Poi ci sono i vari comitati di solidarietà popolare nati nella situazione della pandemia, motore di una solidarietà nata dal basso per far fronte alla crisi sanitaria. Bisogna dire che dopo un anno di attività si muovono tra non poche difficoltà, infatti scarseggiano le risorse finanziarie necessarie. L’idea è comunque quella di creare un fronte di sinistra, dal basso, per essere pronti alle tipiche ricette dell’agenda neoliberista che verranno attuate prossimamente: tagli, privatizzazioni, attacco ai dirigenti sociali ed ai diritti sociali.

Ci puoi raccontare, ad un anno dallo scoppio della grave pandemia in Ecuador, qual è la situazione del paese sul piano sanitario?

In questo momento stiamo vivendo la terza ondata del virus Covid-19 in Ecuador. La situazione è molto grave.

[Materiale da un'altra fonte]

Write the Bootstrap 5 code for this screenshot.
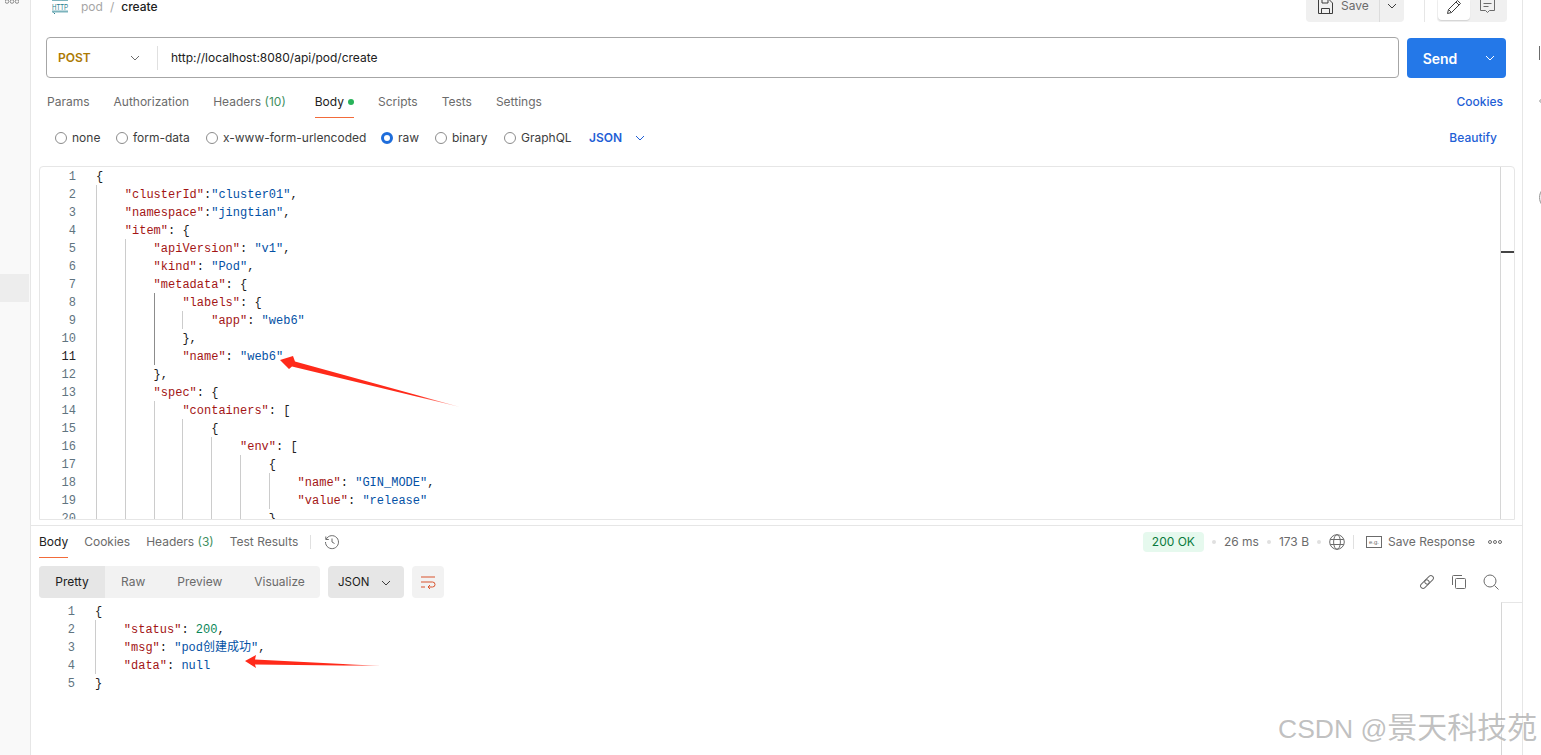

Gli ospedali sono pieni, la gente continua a morire, il governo non ha fatto assolutamente niente. Il non intervento del governo in termini di risposte sociali di fatto favorisce la proliferazione del virus: la gente invece che stare a casa senza reddito vuole andare a lavorare, e quindi più facilmente rischia di ammalarsi.

Inoltre i vaccini sono sì arrivati, ma vengono distribuiti solo ai ricchi, ai politici, ai poliziotti, ai militari, ma per il resto della popolazione vanno a rilento e in modo anche scandaloso. Si vedono dei video in rete di alcune feste private dove nei quartieri residenziali, abitati dai ricchi, presidiati da guardie del corpo, vengono vaccinate delle persone benestanti in un clima appunto di festa. Gli anziani invece arrivano a fare delle file che durano dieci ore, senza distanziamento sociale, una vera e propria barbarie.